Which part is the question? :) If it's whether that regexp appears in
the code, the answer is no. But I'm not understanding what suggests
that it might.

You said you fixed the message by removing "Re:" from the subject line and
replaced it by "about". The wild guess was just that - since "Re:" ends
with a colon - there might be a regexp somewhere that wrongly identifies
the header name as "Subject: Re:", which in turn might have had other
unwanted consequences.

But I barely dared to ask that because I didn't assume that anyone
involved in the GW software would use such a regexp... :)

Kind regards

robert
 
D

David A. Black

Hi --

You said you fixed the message by removing "Re:" from the subject line and
replaced it by "about". The wild guess was just that - since "Re:" ends
with a colon - there might be a regexp somewhere that wrongly identifies
the header name as "Subject: Re:", which in turn might have had other
unwanted consequences.

But I barely dared to ask that because I didn't assume that anyone
involved in the GW software would use such a regexp... :)

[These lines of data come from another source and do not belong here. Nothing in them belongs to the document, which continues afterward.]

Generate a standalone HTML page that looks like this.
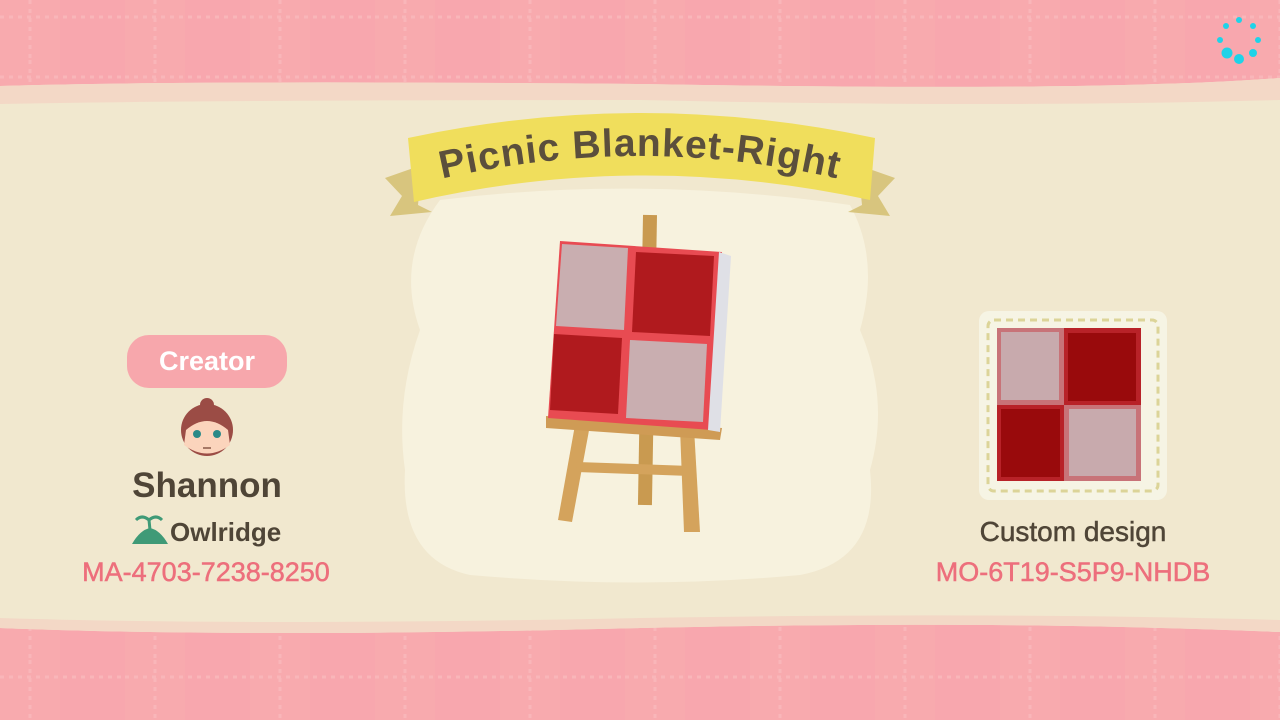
<!DOCTYPE html>
<html><head><meta charset="utf-8"><style>
html,body{margin:0;padding:0;}
body{width:1280px;height:720px;overflow:hidden;position:relative;background:#f1e7cc;font-family:"Liberation Sans",sans-serif;}
.t{position:absolute;font-weight:bold;text-align:center;white-space:nowrap;}
</style></head><body>
<svg width="1280" height="720" style="position:absolute;left:0;top:0">
<defs>
<pattern id="pk" width="125" height="60" patternUnits="userSpaceOnUse">
<rect width="125" height="60" fill="#f8a7ae"/>
<rect x="0" width="60" height="60" fill="#f9abad" opacity=".6"/>
<line x1="30" y1="0" x2="30" y2="60" stroke="#f9b6b9" stroke-width="3" stroke-dasharray="4 5"/>
<line x1="0" y1="17" x2="125" y2="17" stroke="#f9b6b9" stroke-width="3" stroke-dasharray="4 5"/>
</pattern>
<path id="arc" d="M420 184Q640 128 860 184"/>
</defs>
<rect width="1280" height="720" fill="#f1e8cf"/>
<path d="M0 0H1280V78Q1100 92 640 84Q200 80 0 86Z" fill="url(#pk)"/>
<path d="M0 86Q200 80 640 84Q1100 92 1280 78V100Q1000 108 640 100Q200 100 0 104Z" fill="#f3d8c6"/>
<path d="M0 720H1280V632Q1000 620 640 628Q250 638 0 628Z" fill="url(#pk)"/>
<path d="M0 628Q250 638 640 628Q1000 620 1280 632V620Q1000 612 640 618Q250 626 0 618Z" fill="#f3d8c6"/>
<path d="M440 200Q640 175 850 205Q880 260 860 330Q890 400 870 470Q880 560 800 575Q640 590 470 575Q400 560 405 470Q395 400 420 330Q395 260 440 200Z" fill="#f7f2de"/>
<!-- banner -->
<path d="M385 178L422 165L418 205L432 212L390 216L402 196Z" fill="#d8c57e"/>
<path d="M895 178L858 165L862 205L848 212L890 216L878 196Z" fill="#d8c57e"/>
<path d="M408 138Q640 88 875 138L870 200Q640 150 414 202Z" fill="#f0de5c"/>
<text font-family="Liberation Sans, sans-serif" font-weight="bold" font-size="39" fill="#5b4f3c" letter-spacing="1"><textPath href="#arc" startOffset="50%" text-anchor="middle">Picnic Blanket-Right</textPath></text>
<!-- easel -->
<rect x="643" y="215" width="14" height="290" fill="#c99a50" transform="rotate(1 650 215)"/>
<path d="M575 425L590 425L572 522L558 520Z" fill="#d4a35c"/>
<path d="M680 428L694 428L700 532L684 532Z" fill="#d4a35c"/>
<rect x="577" y="462" width="110" height="10" fill="#d4a35c" transform="rotate(2 577 462)"/>
<path d="M546 416L722 428L720 440L546 428Z" fill="#cf9b55"/>
<!-- canvas -->
<path d="M560 241L722 252L712 430L548 418Z" fill="#e84b52"/>
<path d="M719 252L731 256L720 432L708 430Z" fill="#dfe0e6"/>
<path d="M562 244L628 248L624 330L556 326Z" fill="#c9aeb0"/>
<path d="M636 252L714 256L710 336L632 332Z" fill="#b01a1e"/>
<path d="M554 334L622 338L618 414L550 410Z" fill="#b01a1e"/>
<path d="M630 340L707 344L703 422L626 418Z" fill="#c9aeb0"/>
<!-- thumbnail -->
<rect x="979" y="311" width="188" height="189" rx="10" fill="#f6f4e4"/>
<rect x="988" y="320" width="170" height="171" rx="6" fill="none" stroke="#dcd498" stroke-width="3" stroke-dasharray="7 5"/>
<rect x="997" y="328" width="144" height="153" fill="#c87378"/>
<rect x="1064" y="328" width="77" height="77" fill="#b82228"/>
<rect x="997" y="405" width="67" height="76" fill="#b82228"/>
<rect x="1001" y="332" width="58" height="68" fill="#c8aaad"/>
<rect x="1068" y="333" width="68" height="68" fill="#990a0c"/>
<rect x="1001" y="409" width="59" height="68" fill="#990a0c"/>
<rect x="1069" y="409" width="67" height="67" fill="#c8aaad"/>
<!-- creator pill -->
<rect x="127" y="335" width="160" height="53" rx="22" fill="#f7a7ac"/>
<!-- face -->
<circle cx="207" cy="405" r="7" fill="#9b4c45"/>
<circle cx="207" cy="430" r="26" fill="#9b4c45"/>
<path d="M186 430Q207 412 228 430L230 445Q207 462 184 445Z" fill="#fbd4bc"/>
<circle cx="197" cy="434" r="4" fill="#2a8a88"/><circle cx="217" cy="434" r="4" fill="#2a8a88"/>
<path d="M203 448H211" stroke="#8a5a48" stroke-width="1.5"/>
<!-- island -->
<path d="M132 544Q140 530 150 528Q160 530 168 544Z" fill="#3f9a77"/>
<path d="M150 530L149 520M149 520Q142 514 136 520M149 520Q156 514 162 520" stroke="#3f9a77" stroke-width="3" fill="none"/>
<!-- spinner -->
<g fill="#1ed3e8"><circle cx="1239" cy="20" r="3"/><circle cx="1226" cy="26" r="3"/><circle cx="1253" cy="26" r="3"/><circle cx="1220" cy="40" r="3"/><circle cx="1258" cy="40" r="3"/><circle cx="1227" cy="53" r="5.5"/><circle cx="1239" cy="59" r="5"/><circle cx="1253" cy="53" r="4"/></g>
</svg>
<div class="t" style="left:127px;top:346px;width:160px;font-size:27px;color:#fff">Creator</div>
<div class="t" style="left:57px;top:466px;width:300px;font-size:35px;color:#4f4537">Shannon</div>
<div class="t" style="left:170px;top:517px;font-size:26px;color:#4f4537">Owlridge</div>
<div class="t" style="left:56px;top:557px;width:300px;font-size:27px;color:#ed6f7c;font-weight:normal;-webkit-text-stroke:0.5px #ed6f7c">MA-4703-7238-8250</div>
<div class="t" style="left:923px;top:516px;width:300px;font-size:28px;color:#4f4537;font-weight:normal;-webkit-text-stroke:0.5px #4f4537">Custom design</div>
<div class="t" style="left:923px;top:557px;width:300px;font-size:27px;color:#ed6f7c;font-weight:normal;-webkit-text-stroke:0.5px #ed6f7c">MO-6T19-S5P9-NHDB</div>
</body></html>
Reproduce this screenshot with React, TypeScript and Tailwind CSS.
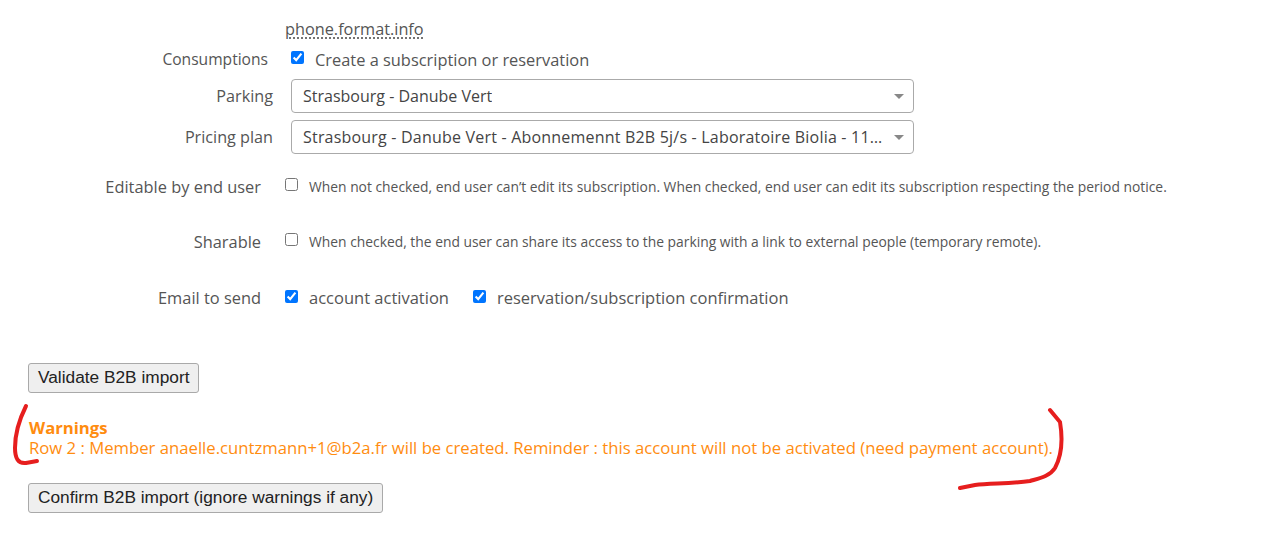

Yeah, hopefully not :) I think what's happening is that the "Re:"
flags the message as a reply, so then the lack of a Reference: header
results in rejection of the message (since it then appears to be a
reply to nothing). In the case of Botp's message, I saved the
message, manually removed "Re:", and then resent it to the gateway.


David
 
R

Robert Klemme

David A. Black said:
Hi --



Yeah, hopefully not :) I think what's happening is that the "Re:"
flags the message as a reply, so then the lack of a Reference: header
results in rejection of the message (since it then appears to be a
reply to nothing). In the case of Botp's message, I saved the
message, manually removed "Re:", and then resent it to the gateway.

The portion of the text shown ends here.